Когда же беспутный принц стал проявлять жестокость, как в истории с Вольтером, насторожились и прежние его сторонники из числа просвещенных аристократов и чиновников. Если в Пале-Руаяле все дозволено, почему попирается вольнодумие за пределами дворца! Было далеко до возмущения, но разочарование наступало.
Что знает, что думает об этом Антуан Ватто? В бытность его у Кроза он слышал о политике много пылких мнений, среди которых, возможно, звучали не только анекдоты, не только печальные рассуждения об анемичной политике, но и трезвые мысли о том, что регент или его министр все же способны понимать значение промышленности и торговли. В бытность у Кроза, незадолго до получения им звания академика, он, как и все любознательные парижане, с удивлением следит за известиями о приезде в Париж русского монарха с непроизносимым для француза титулом «царь». О нем рассказывали много странного: как он отказался поселиться в Лувре, в бывших апартаментах Анны Австрийской, и предпочел им куда более скромный особняк Ледигьер, где улегся спать на собственной складной койке, презрев роскошную постель, украшенную золотой бахромой и султанами. Рассказывали, несомненно, что регент (которому можно было отказать во многом, но не в тонкости суждений) после часовой беседы с «Пьером первым», переводчиком коей служил князь Куракин, говорил о редком уме русского царя.
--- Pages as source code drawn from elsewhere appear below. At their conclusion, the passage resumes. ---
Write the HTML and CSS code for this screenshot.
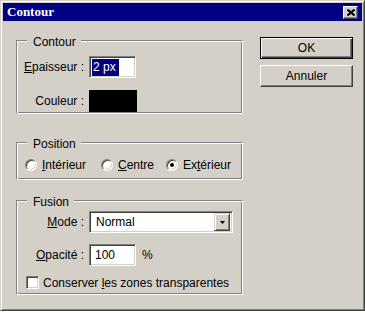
FILE: index.html
```html
<!DOCTYPE html>
<html lang="fr">
<head>
  <meta charset="UTF-8">
  <title>Contour</title>
  <link rel="stylesheet" href="styles.css">
</head>
<body>
  <div class="window">
    <div class="titlebar">
      <span class="title">Contour</span>
      <span class="close">
        <svg width="8" height="7" viewBox="0 0 8 7"><path d="M0.5 0.5 L7.5 6.5 M7.5 0.5 L0.5 6.5" stroke="#000" stroke-width="2"/></svg>
      </span>
    </div>
    <div class="content">
      <div class="groups">
        <div class="group group-contour">
          <span class="legend">Contour</span>
          <div class="row">
            <span class="label"><u>E</u>paisseur :</span>
            <div class="edit edit-small"><span class="sel">2 px</span></div>
          </div>
          <div class="row row-gap">
            <span class="label">Couleur :</span>
            <div class="swatch"></div>
          </div>
        </div>

        <div class="group group-position">
          <span class="legend">Position</span>
          <div class="radios">
            <span class="radio-item"><span class="radio"></span><span><u>I</u>ntérieur</span></span>
            <span class="radio-item"><span class="radio"></span><span><u>C</u>entre</span></span>
            <span class="radio-item"><span class="radio checked"></span><span>Ex<u>t</u>érieur</span></span>
          </div>
        </div>

        <div class="group group-fusion">
          <span class="legend">Fusion</span>
          <div class="row">
            <span class="label"><u>M</u>ode :</span>
            <div class="combo">
              <span class="combo-text">Normal</span>
              <span class="combo-btn">
                <svg width="5" height="3" viewBox="0 0 5 3"><polygon points="0,0 5,0 2.5,3" fill="#000"/></svg>
              </span>
            </div>
          </div>
          <div class="row row-gap-2">
            <span class="label"><u>O</u>pacité :</span>
            <div class="edit edit-small"><span>100</span></div>
            <span class="unit">%</span>
          </div>
          <div class="check-row">
            <span class="check"></span>
            <span>Conserver <u>l</u>es zones transparentes</span>
          </div>
        </div>
      </div>

      <div class="buttons">
        <button class="btn btn-default">OK</button>
        <button class="btn">Annuler</button>
      </div>
    </div>
  </div>
</body>
</html>
```

FILE: styles.css
```css
body {
  margin: 0;
  background: #fff;
  font-family: "Liberation Sans", Arial, sans-serif;
  font-size: 12px;
  color: #000;
}

.window {
  width: 365px;
  height: 311px;
  box-sizing: border-box;
  padding: 2px;
  background: #d4d0c8;
  border: 1px solid;
  border-color: #d4d0c8 #404040 #404040 #d4d0c8;
  box-shadow: inset 1px 1px 0 #fff, inset -1px -1px 0 #808080;
}

.titlebar {
  height: 18px;
  display: flex;
  align-items: center;
  justify-content: space-between;
  padding: 0 4px;
  background: #000080;
  color: #fff;
}

.title {
  font-family: "Liberation Serif", "Times New Roman", serif;
  font-weight: bold;
  font-size: 13px;
}

.close {
  width: 15px;
  height: 13px;
  box-sizing: border-box;
  display: flex;
  align-items: center;
  justify-content: center;
  background: #d4d0c8;
  border: 1px solid;
  border-color: #fff #404040 #404040 #fff;
  box-shadow: inset -1px -1px 0 #808080;
}

.content {
  display: flex;
  align-items: flex-start;
  padding-left: 13px;
}

.groups {
  width: 227px;
  margin-top: 19px;
  display: flex;
  flex-direction: column;
}

.group {
  position: relative;
  box-sizing: border-box;
  border: 1px solid;
  border-color: #808080 #fff #fff #808080;
  box-shadow: inset 1px 1px 0 #fff, inset -1px -1px 0 #808080;
}

.legend {
  position: absolute;
  top: -6px;
  left: 10px;
  padding: 0 5px 0 6px;
  line-height: 14px;
  background: #d4d0c8;
}

.group-contour {
  height: 74px;
  padding-top: 15px;
}

.group-position {
  height: 38px;
  margin-top: 28px;
  padding: 14px 0 0 8px;
}

.group-fusion {
  height: 95px;
  margin-top: 20px;
  padding-top: 10px;
}

.row {
  display: flex;
  align-items: center;
}

.row-gap {
  margin-top: 12px;
}

.row-gap-2 {
  margin-top: 11px;
}

.label {
  width: 67px;
  margin-right: 5px;
  text-align: right;
  white-space: nowrap;
}

.edit {
  height: 22px;
  box-sizing: border-box;
  display: flex;
  align-items: center;
  padding: 0 4px 0 5px;
  background: #fff;
  border: 1px solid;
  border-color: #808080 #fff #fff #808080;
  box-shadow: inset 1px 1px 0 #404040, inset -1px -1px 0 #d4d0c8;
}

.edit-small {
  width: 47px;
}

.group-contour .edit {
  padding-left: 2px;
}

.sel {
  background: #000080;
  color: #fff;
  line-height: 17px;
  padding: 0 3px 0 1px;
}

.swatch {
  width: 48px;
  height: 22px;
  background: #000;
}

.unit {
  margin-left: 6px;
}

.radios {
  display: grid;
  grid-template-columns: 76px 65px auto;
  line-height: 16px;
}

.radio-item {
  display: flex;
  align-items: center;
  gap: 5px;
}

.radio {
  width: 12px;
  height: 12px;
  box-sizing: border-box;
  display: flex;
  align-items: center;
  justify-content: center;
  border-radius: 50%;
  background: #fff;
  border: 1px solid;
  border-color: #808080 #fff #fff #808080;
  box-shadow: inset 1px 1px 0 #404040, inset -1px -1px 0 #d4d0c8;
}

.radio.checked::after {
  content: "";
  width: 4px;
  height: 4px;
  border-radius: 50%;
  background: #000;
}

.combo {
  width: 144px;
  height: 22px;
  box-sizing: border-box;
  display: flex;
  align-items: center;
  padding: 2px;
  background: #fff;
  border: 1px solid;
  border-color: #808080 #fff #fff #808080;
  box-shadow: inset 1px 1px 0 #404040, inset -1px -1px 0 #d4d0c8;
}

.combo-text {
  flex: 1;
  padding-left: 4px;
}

.combo-btn {
  width: 16px;
  height: 18px;
  box-sizing: border-box;
  display: flex;
  align-items: center;
  justify-content: center;
  background: #d4d0c8;
  border: 1px solid;
  border-color: #d4d0c8 #404040 #404040 #d4d0c8;
  box-shadow: inset 1px 1px 0 #fff, inset -1px -1px 0 #808080;
}

.check-row {
  display: flex;
  align-items: center;
  gap: 4px;
  height: 13px;
  margin-top: 10px;
  padding-left: 9px;
}

.check {
  width: 13px;
  height: 13px;
  box-sizing: border-box;
  background: #fff;
  border: 1px solid;
  border-color: #808080 #fff #fff #808080;
  box-shadow: inset 1px 1px 0 #404040, inset -1px -1px 0 #d4d0c8;
}

.buttons {
  width: 93px;
  margin: 16px 0 0 17px;
  display: flex;
  flex-direction: column;
  gap: 6px;
}

.btn {
  height: 22px;
  box-sizing: border-box;
  padding: 0;
  font: inherit;
  color: #000;
  background: #d4d0c8;
  border: 1px solid;
  border-color: #fff #404040 #404040 #fff;
  box-shadow: inset -1px -1px 0 #808080;
}

.btn-default {
  border-color: #000;
  box-shadow: inset 1px 1px 0 #fff, inset -1px -1px 0 #404040, inset -2px -2px 0 #808080;
}
```
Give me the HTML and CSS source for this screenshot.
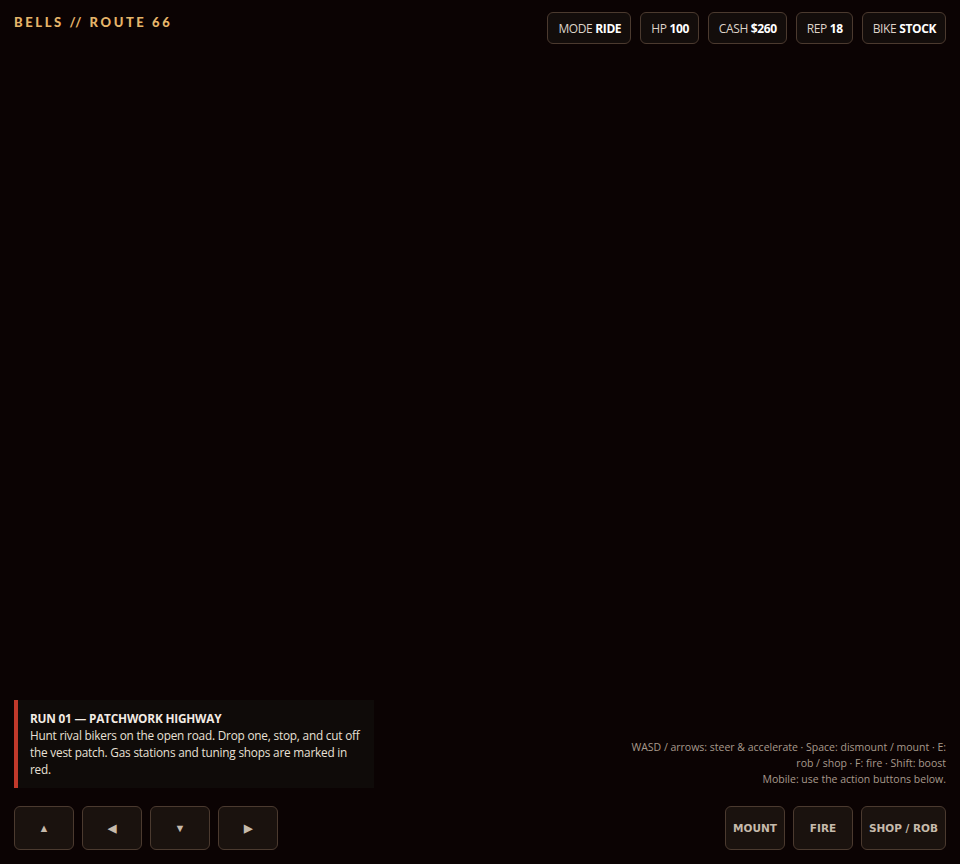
FILE: index.html
```html
<!DOCTYPE html>
<html lang="en">
<head>
    <meta charset="UTF-8">
    <meta name="viewport" content="width=device-width, initial-scale=1.0">
    <title>Bells // Route 66</title>
    <link rel="stylesheet" href="styles.css">
</head>
<body>
    <div class="hud">
        <header class="topbar">
            <div class="brand">BELLS // ROUTE 66</div>
            <div class="stats">
                <div class="stat">MODE <b id="mode">RIDE</b></div>
                <div class="stat">HP <b id="hp">100</b></div>
                <div class="stat">CASH <b id="cash">$260</b></div>
                <div class="stat">REP <b id="rep">18</b></div>
                <div class="stat">BIKE <b id="bike">STOCK</b></div>
            </div>
        </header>

        <div class="road"></div>

        <div class="info">
            <div class="mission">
                <div class="mission-title">RUN 01 — PATCHWORK HIGHWAY</div>
                <div class="mission-text">Hunt rival bikers on the open road. Drop one, stop, and cut off the vest patch. Gas stations and tuning shops are marked in red.</div>
            </div>
            <div class="help">
                WASD / arrows: steer &amp; accelerate · Space: dismount / mount · E: rob / shop · F: fire · Shift: boost<br>
                Mobile: use the action buttons below.
            </div>
        </div>

        <div class="controls">
            <div class="pad">
                <button class="btn arrow">▲</button>
                <button class="btn arrow">◀</button>
                <button class="btn arrow">▼</button>
                <button class="btn arrow">▶</button>
            </div>
            <div class="actions">
                <button class="btn">MOUNT</button>
                <button class="btn">FIRE</button>
                <button class="btn wide">SHOP / ROB</button>
            </div>
        </div>
    </div>
</body>
</html>
```

FILE: styles.css
```css
:root {
    --bg: #0b0303;
    --panel: #130d0b;
    --button-bg: #1a120e;
    --border: #4b3a2f;
    --gold: #e6b56a;
    --text: #ddd3c8;
    --muted: #a89a8c;
    --red: #c0392b;
}

* {
    box-sizing: border-box;
}

body {
    margin: 0;
    height: 100vh;
    background: var(--bg);
    color: var(--text);
    font-family: 'Open Sans', 'Noto Sans', sans-serif;
    overflow: hidden;
}

.hud {
    height: 100%;
    display: flex;
    flex-direction: column;
    padding: 12px 14px 14px;
}

.topbar {
    display: flex;
    justify-content: space-between;
    align-items: flex-start;
}

.brand {
    font-family: 'Lato', sans-serif;
    font-weight: 900;
    font-size: 13px;
    letter-spacing: 2.6px;
    color: var(--gold);
    margin-top: 2px;
}

.stats {
    display: flex;
    gap: 9px;
}

.stat {
    height: 32px;
    padding: 0 9px 0 10px;
    display: flex;
    align-items: center;
    gap: 3px;
    background: var(--panel);
    border: 1px solid var(--border);
    border-radius: 6px;
    font-size: 12px;
    letter-spacing: -0.4px;
    color: var(--text);
}

.stat b {
    color: #fff;
    font-weight: 700;
}

.road {
    flex: 1;
}

.info {
    display: flex;
    justify-content: space-between;
    align-items: flex-end;
    margin-bottom: 18px;
}

.mission {
    width: 360px;
    background: #0f0b09;
    border-left: 4px solid var(--red);
    padding: 10px 8px 10px 12px;
    font-size: 11.8px;
    line-height: 17px;
    letter-spacing: -0.2px;
    color: #e8e0d6;
}

.mission-title {
    font-weight: 700;
    color: #f3ece4;
}

.help {
    max-width: 330px;
    text-align: right;
    font-size: 10.5px;
    line-height: 16px;
    color: var(--muted);
    margin-bottom: 1px;
}

.controls {
    display: flex;
    justify-content: space-between;
}

.pad,
.actions {
    display: flex;
    gap: 8px;
}

.btn {
    width: 60px;
    height: 44px;
    padding: 0;
    background: var(--button-bg);
    border: 1px solid var(--border);
    border-radius: 6px;
    color: #c6baab;
    font-family: 'DejaVu Sans', sans-serif;
    font-weight: 700;
    font-size: 10.5px;
    cursor: pointer;
}

.btn.arrow {
    font-family: 'Liberation Sans', sans-serif;
    font-size: 11px;
}

.btn.wide {
    width: 85px;
}
```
«Сегодня был мне нанесен знаменательный визит, то был визит моего героя „Царя“. У него превосходные манеры, если говорить о них как о манерах человека, лишенного претензий и аффектации. Он судит обо всем справедливо. Он говорит на дурном немецком[34] языке, но может объяснить все и превосходно поддерживает беседу».
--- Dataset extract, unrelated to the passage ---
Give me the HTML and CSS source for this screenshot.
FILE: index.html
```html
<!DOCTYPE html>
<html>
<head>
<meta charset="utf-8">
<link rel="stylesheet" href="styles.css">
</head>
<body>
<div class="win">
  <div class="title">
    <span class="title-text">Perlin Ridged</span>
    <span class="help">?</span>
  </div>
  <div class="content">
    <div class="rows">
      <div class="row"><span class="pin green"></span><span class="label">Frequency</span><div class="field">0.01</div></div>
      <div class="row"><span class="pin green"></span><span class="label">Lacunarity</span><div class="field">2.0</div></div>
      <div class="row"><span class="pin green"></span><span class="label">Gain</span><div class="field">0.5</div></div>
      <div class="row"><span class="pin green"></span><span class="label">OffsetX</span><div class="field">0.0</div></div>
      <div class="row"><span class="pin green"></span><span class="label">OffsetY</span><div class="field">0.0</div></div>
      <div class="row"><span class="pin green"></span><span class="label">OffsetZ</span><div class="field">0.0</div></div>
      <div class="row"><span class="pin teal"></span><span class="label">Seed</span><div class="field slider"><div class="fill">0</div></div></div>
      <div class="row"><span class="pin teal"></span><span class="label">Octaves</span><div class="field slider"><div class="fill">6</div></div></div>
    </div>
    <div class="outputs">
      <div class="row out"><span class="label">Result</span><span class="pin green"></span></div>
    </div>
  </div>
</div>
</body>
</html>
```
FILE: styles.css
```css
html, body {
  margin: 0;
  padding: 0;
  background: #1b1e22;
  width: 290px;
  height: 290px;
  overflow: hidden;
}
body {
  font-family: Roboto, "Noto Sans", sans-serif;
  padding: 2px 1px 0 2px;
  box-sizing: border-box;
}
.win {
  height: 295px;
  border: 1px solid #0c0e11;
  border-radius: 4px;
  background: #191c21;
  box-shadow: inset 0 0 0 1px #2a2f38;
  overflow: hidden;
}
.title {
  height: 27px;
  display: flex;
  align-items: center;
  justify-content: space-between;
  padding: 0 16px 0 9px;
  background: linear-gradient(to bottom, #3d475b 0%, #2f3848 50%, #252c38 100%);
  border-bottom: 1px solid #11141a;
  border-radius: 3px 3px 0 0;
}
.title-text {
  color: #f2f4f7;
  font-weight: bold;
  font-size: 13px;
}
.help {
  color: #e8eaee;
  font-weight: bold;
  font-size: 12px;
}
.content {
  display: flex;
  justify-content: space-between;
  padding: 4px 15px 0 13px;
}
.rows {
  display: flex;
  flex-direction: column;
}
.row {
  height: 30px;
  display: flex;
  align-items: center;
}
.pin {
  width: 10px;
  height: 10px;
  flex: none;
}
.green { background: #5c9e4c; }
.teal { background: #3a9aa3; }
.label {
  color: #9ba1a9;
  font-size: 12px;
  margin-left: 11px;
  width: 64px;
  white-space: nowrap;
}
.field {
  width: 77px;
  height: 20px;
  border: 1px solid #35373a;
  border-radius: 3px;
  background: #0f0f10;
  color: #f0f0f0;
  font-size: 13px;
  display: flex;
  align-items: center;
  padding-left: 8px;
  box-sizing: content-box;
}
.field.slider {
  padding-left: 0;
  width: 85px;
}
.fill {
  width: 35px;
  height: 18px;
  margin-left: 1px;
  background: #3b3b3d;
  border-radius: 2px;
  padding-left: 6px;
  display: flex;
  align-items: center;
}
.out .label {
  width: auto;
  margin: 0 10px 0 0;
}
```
О Петре говорили в Париже немало вздора, однако любознательность, серьезность и обширные познания царя вызывали удивление и восхищение. В доме инвалидов он пробовал солдатский хлеб, пил с ними вино, в госпитале, пощупав пульс умирающего солдата, объявил, что тот останется жить, и не ошибся. Регент старался развлекать царя на свой лад, но Петр больше интересовался фортификацией, нежели танцовщицами, хотя и не отказывал им в своем внимании. Самой же большой сенсацией для парижан было посещение северным властелином восьмидесятидвухлетней мадам де Ментенон в монастыре Сен-Сир в час, когда она еще лежала в постели, и тонкий комплимент, который был сказал царем некоронованной королеве. Немногие — и уж, конечно, не Ватто — могли разглядеть, как заметна делается дряхлость французской монархии при взгляде на пылкую деятельность властителя, строящего монархию новую. И все же крупицы и этих впечатлений добавляли новую долю скепсиса к размышлениям французов.
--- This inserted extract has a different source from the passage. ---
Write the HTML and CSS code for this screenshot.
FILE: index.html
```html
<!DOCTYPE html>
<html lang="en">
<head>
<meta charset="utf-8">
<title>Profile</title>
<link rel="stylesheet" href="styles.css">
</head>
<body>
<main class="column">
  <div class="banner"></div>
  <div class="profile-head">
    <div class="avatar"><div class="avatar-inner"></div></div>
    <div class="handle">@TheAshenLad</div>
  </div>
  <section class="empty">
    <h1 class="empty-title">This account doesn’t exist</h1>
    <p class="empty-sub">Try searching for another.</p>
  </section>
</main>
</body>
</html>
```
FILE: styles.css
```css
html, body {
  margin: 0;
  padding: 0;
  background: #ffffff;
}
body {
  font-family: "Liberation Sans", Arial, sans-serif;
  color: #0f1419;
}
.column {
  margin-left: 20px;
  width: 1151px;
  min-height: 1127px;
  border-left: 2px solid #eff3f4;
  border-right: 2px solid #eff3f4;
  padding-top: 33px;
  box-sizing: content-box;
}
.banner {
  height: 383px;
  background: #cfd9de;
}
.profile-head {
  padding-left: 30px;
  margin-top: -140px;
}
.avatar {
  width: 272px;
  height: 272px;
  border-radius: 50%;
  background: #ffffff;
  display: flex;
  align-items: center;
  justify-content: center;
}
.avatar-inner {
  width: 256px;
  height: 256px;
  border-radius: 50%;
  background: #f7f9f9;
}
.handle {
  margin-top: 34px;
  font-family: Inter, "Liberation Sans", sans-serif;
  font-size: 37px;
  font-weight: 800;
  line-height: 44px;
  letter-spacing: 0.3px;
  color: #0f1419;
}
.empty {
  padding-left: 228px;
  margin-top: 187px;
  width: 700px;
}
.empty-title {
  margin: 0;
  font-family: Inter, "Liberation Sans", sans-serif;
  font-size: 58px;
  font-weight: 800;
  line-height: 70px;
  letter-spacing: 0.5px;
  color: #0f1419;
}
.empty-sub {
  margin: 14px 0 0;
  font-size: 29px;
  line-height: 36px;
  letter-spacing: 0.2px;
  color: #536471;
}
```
Но вот Ватто покидает Кроза. Он живет теперь на левом берегу Сены, неподалеку от аббатства св. Женевьевы, в самом сердце Латинского квартала. Здесь ничто не напоминает о тех местах, где прежде приходилось ему жить, хотя Люксембургский дворец в пяти минутах ходьбы. По тесным, кривым, круто подымающимся к аббатству улочкам течет толпа, вовсе не похожая на обычную парижскую публику: профессора в черных, отделанных горностаем на плече, мантиях, разговаривающие меж собою по-латыни, сорбоннские студенты с охапками книг, толкующие о приближающихся экзаменах по сирийскому языку, праву, ботанике, хирургии, астрономии, теологии, о страшных диссертациях, защита которых длится по десять часов, об испытаниях на степень доктора богословия, которые принимают двадцать профессоров — один за другим и каждый задает вопросы по полчаса. Университетские студенты; ученики коллежей и лицеев; гордые и скрытные питомцы Коллежа де Клермон, ставшего позже «Лицеем Людовика Великого» — школы иезуитов; будущие лекари, направляющиеся с завидным хладнокровием в анатомический театр; беспечные подруги школяров, классные надсмотрщики, торговцы дешевой снедью и книгами — совсем иные лица, иные обычаи. В университетские празднества — в день св. Вараввы и в день св. Карла Великого устраиваются торжественные шествия с факелами, пением гимнов и изощренным озорством.
34
Немецкий язык был родным языком герцогини Орлеанской — Шарлотты Елизаветы Пфальцской (1652–1722).